В Хасавюрт приезжаем уже к вечеру. Фатима греет мне бак с водой — помыться с дороги. По какой-то причине вода в квартире появляется лишь после трех часов ночи. Фатима вынуждена каждый день просыпаться ночью, чтобы постирать и запасти воды на весь день. Она работает, на рынке у нее свой павильончик. Торгует нижним бельем. Рассказывает, как ее кинули торговцы из Чечни — взяли товара на сорок тысяч, а денег вот уже год как нет.

Приходит Алимирза с ворохом покупок: он уходит из дома на три месяца. Все радуются купленной шляпе, почти сомбреро. Алимирза в ней похож на гитариста латиноамериканского ансамбля.

Едим чуду — пироги с творогом. Фатима рассказывает о соседке:

— Хорошая женщина, мужа нет, двух девочек растит. Девочки умные, старшая вообще круглая отличница. Медаль она, конечно, не получит — откуда у нее такие деньги! Четыре года назад за золотую медаль тридцать тысяч просили, а сейчас все так подорожало!

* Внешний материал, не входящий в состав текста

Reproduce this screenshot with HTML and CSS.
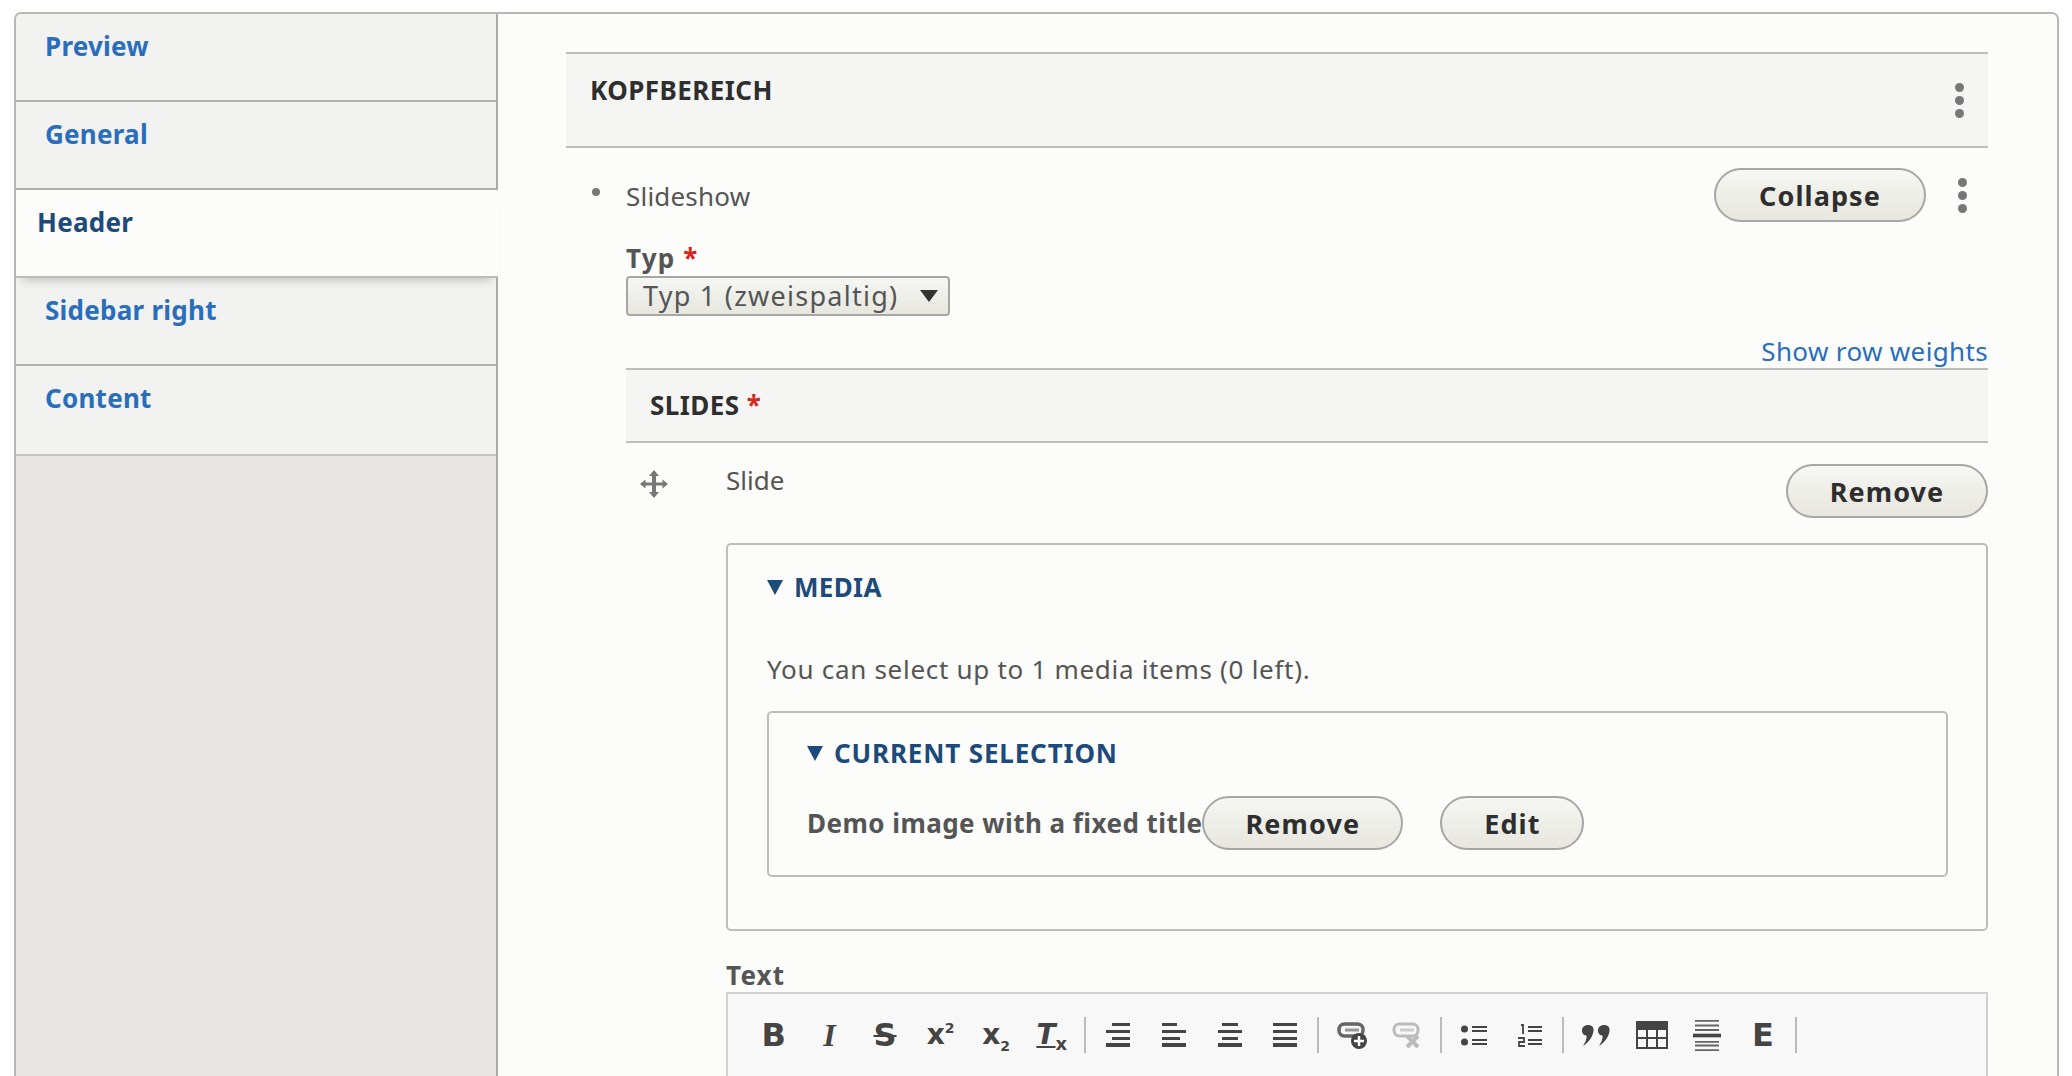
FILE: index.html
```html
<!DOCTYPE html>
<html lang="en">
<head>
    <meta charset="UTF-8">
    <title>Header</title>
    <link rel="stylesheet" href="styles.css">
</head>
<body>
    <div class="panel">
        <ul class="tabs">
            <li class="tab"><a href="#">Preview</a></li>
            <li class="tab"><a href="#">General</a></li>
            <li class="tab active"><a href="#">Header</a></li>
            <li class="tab after-active"><a href="#">Sidebar right</a></li>
            <li class="tab"><a href="#">Content</a></li>
        </ul>

        <div class="main">
            <div class="bar bar-top">
                <h3>Kopfbereich</h3>
                <span class="kebab"><i></i><i></i><i></i></span>
            </div>

            <div class="row-slideshow">
                <div class="row-title"><span class="bullet"></span>Slideshow</div>
                <button class="btn btn-collapse">Collapse</button>
                <span class="kebab"><i></i><i></i><i></i></span>
            </div>

            <div class="nested">
                <label class="label">Typ <span class="req">*</span></label>
                <div class="select">Typ 1 (zweispaltig)<span class="select-arrow"></span></div>

                <div class="weights"><a href="#">Show row weights</a></div>

                <div class="bar bar-slides">
                    <h3>Slides <span class="req">*</span></h3>
                </div>

                <div class="slide">
                    <svg class="drag" viewBox="0 0 28 28" width="28" height="28">
                        <path fill="#777" d="M14 0l5 6h-3v6.500h6.500V9.500l5.500 4.500-5.500 4.500v-3H16V22h3l-5 6-5-6h3v-6.500H5.500v3L0 14l5.500-4.500v3H12V6H9z"/>
                    </svg>
                    <div class="slide-body">
                        <div class="slide-head">
                            <span>Slide</span>
                            <button class="btn btn-remove">Remove</button>
                        </div>

                        <div class="fieldset media">
                            <div class="summary"><span class="tri"></span>Media</div>
                            <p class="hint">You can select up to 1 media items (0 left).</p>
                            <div class="fieldset selection">
                                <div class="summary"><span class="tri"></span>Current selection</div>
                                <div class="item">
                                    <strong>Demo image with a fixed title</strong>
                                    <button class="btn btn-item-remove">Remove</button>
                                    <button class="btn btn-edit">Edit</button>
                                </div>
                            </div>
                        </div>

                        <label class="label label-text">Text</label>
                        <div class="toolbar">
                            <span class="tool tool-b">B</span>
                            <span class="tool tool-i">I</span>
                            <span class="tool tool-s">S</span>
                            <span class="tool tool-x">x<sup>2</sup></span>
                            <span class="tool tool-x">x<sub>2</sub></span>
                            <span class="tool tool-tx"><u>T</u><sub>x</sub></span>
                            <span class="sep"></span>
                            <span class="tool"><svg viewBox="0 0 24 24" width="24" height="24"><path fill="#444" d="M6 0h18v3H6zM0 7h24v3H0zM6 14h18v3H6zM0 20h24v4H0z"/></svg></span>
                            <span class="tool"><svg viewBox="0 0 24 24" width="24" height="24"><path fill="#444" d="M0 0h15v3H0zM0 7h24v3H0zM0 14h18v3H0zM0 20h24v4H0z"/></svg></span>
                            <span class="tool"><svg viewBox="0 0 24 24" width="24" height="24"><path fill="#444" d="M4 0h16v3H4zM0 7h24v3H0zM4 14h16v3H4zM0 20h24v4H0z"/></svg></span>
                            <span class="tool"><svg viewBox="0 0 24 24" width="24" height="24"><path fill="#444" d="M0 0h24v3H0zM0 7h24v3H0zM0 14h24v3H0zM0 20h24v4H0z"/></svg></span>
                            <span class="sep"></span>
                            <span class="tool"><svg viewBox="0 0 30 28" width="30" height="28">
                                <rect x="2" y="3" width="24" height="12" rx="5.500" fill="none" stroke="#666" stroke-width="3.500"/>
                                <path fill="none" stroke="#999" stroke-width="3" d="M8 9h14"/>
                                <circle cx="22" cy="20" r="8" fill="#444"/>
                                <path stroke="#fff" stroke-width="2.500" d="M17 20h10M22 15v10"/>
                            </svg></span>
                            <span class="tool"><svg viewBox="0 0 30 28" width="30" height="28">
                                <rect x="2" y="3" width="24" height="12" rx="5.500" fill="none" stroke="#bbb" stroke-width="3"/>
                                <path fill="none" stroke="#ccc" stroke-width="3" d="M8 9h14"/>
                                <path stroke="#bbb" stroke-width="4" d="M15 15l11 11M26 15L15 26"/>
                            </svg></span>
                            <span class="sep"></span>
                            <span class="tool"><svg viewBox="0 0 26 24" width="26" height="24">
                                <circle cx="3.500" cy="6" r="3.500" fill="#444"/><circle cx="3.500" cy="19" r="3.500" fill="#444"/>
                                <path fill="#444" d="M11 3h15v2H11zM11 7h15v2H11zM11 16h15v2H11zM11 20h15v2H11z"/>
                            </svg></span>
                            <span class="tool"><svg viewBox="0 0 24 24" width="24" height="24">
                                <path fill="none" stroke="#444" stroke-width="1.800" d="M3 2h2v9M0 15h6v4H1v4h6"/>
                                <path fill="#444" d="M10 3h14v2H10zM10 7h14v2H10zM10 16h14v2H10zM10 20h14v2H10z"/>
                            </svg></span>
                            <span class="sep"></span>
                            <span class="tool"><svg viewBox="0 0 28 26" width="28" height="21" preserveAspectRatio="none">
                                <path fill="#444" d="M6 0c4 0 6 3 5.500 7C11 14 7 21 1 26c2.500-5 4-9 3.500-13C1 12.500 0 10 0 6.500 0 3 2.500 0 6 0zM22 0c4 0 6 3 5.500 7C27 14 23 21 17 26c2.500-5 4-9 3.500-13C17 12.500 16 10 16 6.500 16 3 18.500 0 22 0z"/>
                            </svg></span>
                            <span class="tool"><svg viewBox="0 0 32 28" width="32" height="28">
                                <path fill="#444" d="M0 0h32v28H0z"/>
                                <path fill="#f8f8f8" d="M2 9h8v7H2zM12 9h8v7h-8zM22 9h8v7h-8zM2 18h8v8H2zM12 18h8v8h-8zM22 18h8v8h-8z"/>
                            </svg></span>
                            <span class="tool"><svg viewBox="0 0 28 34" width="28" height="31" preserveAspectRatio="none">
                                <path fill="#666" d="M2 0h24v2H2zM2 5h24v2H2zM2 10h24v2H2zM2 23h24v2H2zM2 27h24v2H2zM2 32h24v2H2z"/>
                                <path fill="#444" d="M0 15h28v4H0z"/>
                            </svg></span>
                            <span class="tool tool-e">E</span>
                            <span class="sep"></span>
                        </div>
                    </div>
                </div>
            </div>
        </div>
    </div>
</body>
</html>
```

FILE: styles.css
```css
html, body {
    height: 1076px;
    overflow: hidden;
}
body {
    margin: 0;
    padding: 12px 13px 0 14px;
    box-sizing: border-box;
    background: #fff;
    color: #555;
    font-family: "Noto Sans", "Open Sans", sans-serif;
    font-size: 26px;
    line-height: 32px;
}
a {
    text-decoration: none;
    color: #2a6ebb;
}
h3 {
    margin: 0;
    font-size: 26px;
    letter-spacing: .45px;
    color: #2e2e2e;
    text-transform: uppercase;
}
.panel {
    display: flex;
    height: 1300px;
    border: 2px solid #b8b8b6;
    border-radius: 7px 7px 0 0;
    background: #fcfcfa;
}
.tabs {
    flex: none;
    width: 480px;
    margin: 0;
    padding: 0;
    list-style: none;
    background: #e6e5e1;
    border-right: 2px solid #aaa;
    border-top-left-radius: 6px;
}
.tab {
    box-sizing: border-box;
    height: 88px;
    padding: 16px 0 0 29px;
    background: #f2f2f0;
    border-bottom: 2px solid #b0b0ae;
    font-weight: 700;
    letter-spacing: .25px;
}
.tab:first-child {
    border-top-left-radius: 6px;
}
.tab:last-child {
    height: 90px;
    border-bottom-color: #c4c4c2;
}
.active {
    position: relative;
    margin-right: -2px;
    padding-left: 21px;
    background: #fcfcfa;
    border-bottom-color: #bbb;
    box-shadow: 0 9px 9px -7px rgba(0, 0, 0, .22);
}
.active a {
    color: #1c4a7a;
}
.main {
    flex: 1;
    padding: 38px 69px 0 68px;
}
.bar {
    display: flex;
    justify-content: space-between;
    background: #f5f5f3;
    border-top: 2px solid #bdbdbb;
    border-bottom: 2px solid #bdbdbb;
}
.bar-top {
    box-sizing: border-box;
    height: 96px;
    padding: 20px 24px 0 24px;
}
.kebab {
    display: flex;
    flex-direction: column;
    gap: 4px;
    flex: none;
}
.kebab i {
    width: 9px;
    height: 9px;
    border-radius: 50%;
    background: #777;
}
.bar-top .kebab {
    padding-top: 9px;
}
.row-slideshow {
    display: flex;
    align-items: center;
    padding: 20px 21px 0 0;
}
.row-title {
    display: flex;
    align-items: center;
    flex: 1;
    padding: 1px 0 0 26px;
    letter-spacing: .2px;
}
.bullet {
    flex: none;
    width: 8px;
    height: 8px;
    margin: -7px 26px 0 0;
    border-radius: 50%;
    background: #777;
}
.btn {
    box-sizing: border-box;
    height: 54px;
    padding: 0;
    border: 2px solid #a6a6a4;
    border-radius: 27px;
    background: linear-gradient(#f6f6f3, #e7e7df);
    color: #2e2e2e;
    font: 700 27px "Noto Sans", "Open Sans", sans-serif;
    letter-spacing: 1.100px;
}
.btn-collapse {
    width: 212px;
    margin-right: 32px;
}
.nested {
    margin-left: 60px;
}
.label {
    display: block;
    margin: 20px 0 2px;
    font-weight: 700;
    line-height: 32px;
    letter-spacing: 1.200px;
}
.label .req {
    letter-spacing: 0;
}
.req {
    color: #d8261c;
}
.select {
    box-sizing: border-box;
    display: flex;
    align-items: center;
    justify-content: space-between;
    width: 324px;
    height: 40px;
    padding: 0 10px 0 15px;
    border: 2px solid #a6a6a4;
    border-radius: 4px;
    background: linear-gradient(#f6f6f3, #e7e7df);
    font-size: 27px;
    letter-spacing: 1.250px;
}
.select-arrow {
    width: 0;
    height: 0;
    border-style: solid;
    border-width: 12px 9px 0;
    border-color: #333 transparent transparent;
}
.weights {
    margin-top: 18px;
    text-align: right;
    line-height: 34px;
    letter-spacing: .35px;
}
.bar-slides {
    box-sizing: border-box;
    height: 75px;
    padding: 19px 24px 0;
}
.slide {
    display: flex;
    align-items: flex-start;
}
.drag {
    flex: none;
    margin: 27px 58px 0 14px;
}
.slide-body {
    flex: 1;
    min-width: 0;
}
.slide-head {
    display: flex;
    justify-content: space-between;
    padding-top: 21px;
}
.btn-remove {
    width: 202px;
}
.fieldset {
    box-sizing: border-box;
    border: 2px solid #bdbdbb;
    border-radius: 5px;
}
.media {
    height: 388px;
    margin-top: 25px;
    padding: 26px 38px 0 39px;
}
.summary {
    display: flex;
    align-items: center;
    color: #1c4a7a;
    font-weight: 700;
    text-transform: uppercase;
    letter-spacing: .3px;
}
.selection .summary {
    letter-spacing: .85px;
}
.tri {
    flex: none;
    width: 0;
    height: 0;
    margin-right: 11px;
    border-style: solid;
    border-width: 15px 8.500px 0;
    border-color: #1c4a7a transparent transparent;
}
.hint {
    margin: 50px 0 0;
    letter-spacing: .7px;
}
.selection {
    height: 166px;
    margin-top: 26px;
    padding: 24px 38px 0;
}
.item {
    display: flex;
    align-items: center;
    margin-top: 27px;
    letter-spacing: .45px;
}
.btn-item-remove {
    width: 201px;
    margin-right: 37px;
}
.btn-edit {
    width: 144px;
}
.label-text {
    margin: 28px 0 1px;
}
.toolbar {
    display: flex;
    align-items: flex-start;
    box-sizing: border-box;
    height: 110px;
    padding: 21px 0 0 18px;
    border: 2px solid #d0d0d0;
    border-bottom: 0;
    background: #f8f8f8;
    color: #444;
}
.tool {
    display: flex;
    align-items: center;
    justify-content: center;
    flex: none;
    width: 55.600px;
    height: 40px;
    font-weight: 700;
    font-size: 32px;
    line-height: 40px;
}
.tool sup, .tool sub {
    font-size: 14px;
    line-height: 1;
}
.tool sup {
    align-self: flex-start;
    margin-top: 6px;
}
.tool sub {
    align-self: flex-end;
    margin-bottom: 2px;
}
.tool-b, .tool-s, .tool-e {
    font-family: "DejaVu Sans", sans-serif;
}
.tool-i {
    font-family: "Liberation Serif", serif;
    font-style: italic;
}
.tool-s {
    text-decoration: line-through;
    text-decoration-thickness: 2px;
}
.tool-x {
    font-family: "DejaVu Sans", sans-serif;
    font-size: 28px;
}
.tool-tx {
    font-family: "DejaVu Sans", sans-serif;
    font-style: italic;
    font-size: 28px;
}
.tool-tx sub {
    font-style: normal;
    font-size: 18px;
}
.sep {
    flex: none;
    width: 2px;
    height: 36px;
    margin: 2px 4.500px 0;
    background: #bbb;
}
```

О том, как дочь замуж выдавали:

— Как только школу закончила, сваты пошли. Пять человек приходили. Сначала наш дальний родственник был. Дочка сама не захотела — плакала: не отдавайте за него! Алимирза не отдал. Потом от ее одноклассника приходили — хороший мальчик, очень она ему нравилась, всех в селе предупредил, чтоб никто не сватался. Алимирза рассердился и не отдал. Теперь этого мальчика на пять лет посадили — может, слышали: он с друзьями в Питере милиционера в метро побил. Еще один приходил, но у него отец и мать в разводе, это большое пятно на их роду — конечно, Алимирза отказал. Еще один был, тот вообще из ишачьего рода. Ишачий род? Раньше аварцы воровали грузинских детей. Богатые грузины платили выкуп, а те дети, за которых никто не заплатил, оставались у нас работать. От них и пошли ишачьи роды. Конечно, мы ему отказали… А потом пришли сваты из хорошей семьи. Родители — уважаемые люди. Отец — бывший председатель колхоза, мать — завуч в школе. Сын их — тот, что сватался, — преподает сопромат в Махачкале. Хороший мальчик, только маленького роста. Но она ему очень понравилась, он в школу приходил на нее посмотреть. Она его тогда и увидела. Второй раз уже на свадьбе увидела. Хорошо живут вот уже год как. Мы довольны.

Нажмуддин прилег посмотреть телевизор, уснул прямо на ковре. Умотавшийся за день Алимирза тоже клюет носом. Перед тем как отправиться спасть, прошу Фатиму вызвать на завтра такси до Махачкалы. Выясняется, что ни одна из опрошенных Фатимой компаний такси не дает чек, необходимый мне для отчета. Решил позвонить сам. Девушка-диспетчер говорит, что чеков они не дают, а дают купоны. Спрашиваю, что написано на купоне. Девушка говорит, что на нем нарисована красная машинка и написано: «Каждая десятая поездка — бесплатно». Я возмущаюсь:

— Как же так, вы по закону обязаны мне чек дать. Вы что, налоги совсем не платите?

— Мужчина, что вы ко мне прицепились, наш хозяин — начальник налоговой инспекции! Не нравится наше такси — звоните в другое!

— Нравится, нравится, — говорю, — присылайте машину с утра.

Такси подъезжает минута в минуту. Таксист оказывается чеченцем. Всю дорогу жалуется на дагестанцев вообще и аварцев в частности.

— Хасавюрт — наша земля. Это во время войны, когда нас выселили, они нашу землю заняли. Знаешь, какие они хЫтрые? Они думают, что никто правды не догадается. А правда есть, она в Питере есть в библиотеке!

На выезде из города прошу таксиста сфотографировать меня у указателя «Хасавюрт». Вы, говорю, станьте у указателя, я по вам прицелюсь, потом стану на ваше место и дам вам камеру. Таксист: — Только быстро прицеливайтесь, а то люди увидят — что подумают?

P.S. Прилетел домой в Питер. Залез в интернет почитать новости. Первой строкой: «В Хасавюрте в воскресенье, 12 июня, убит начальник налоговой инспекции города».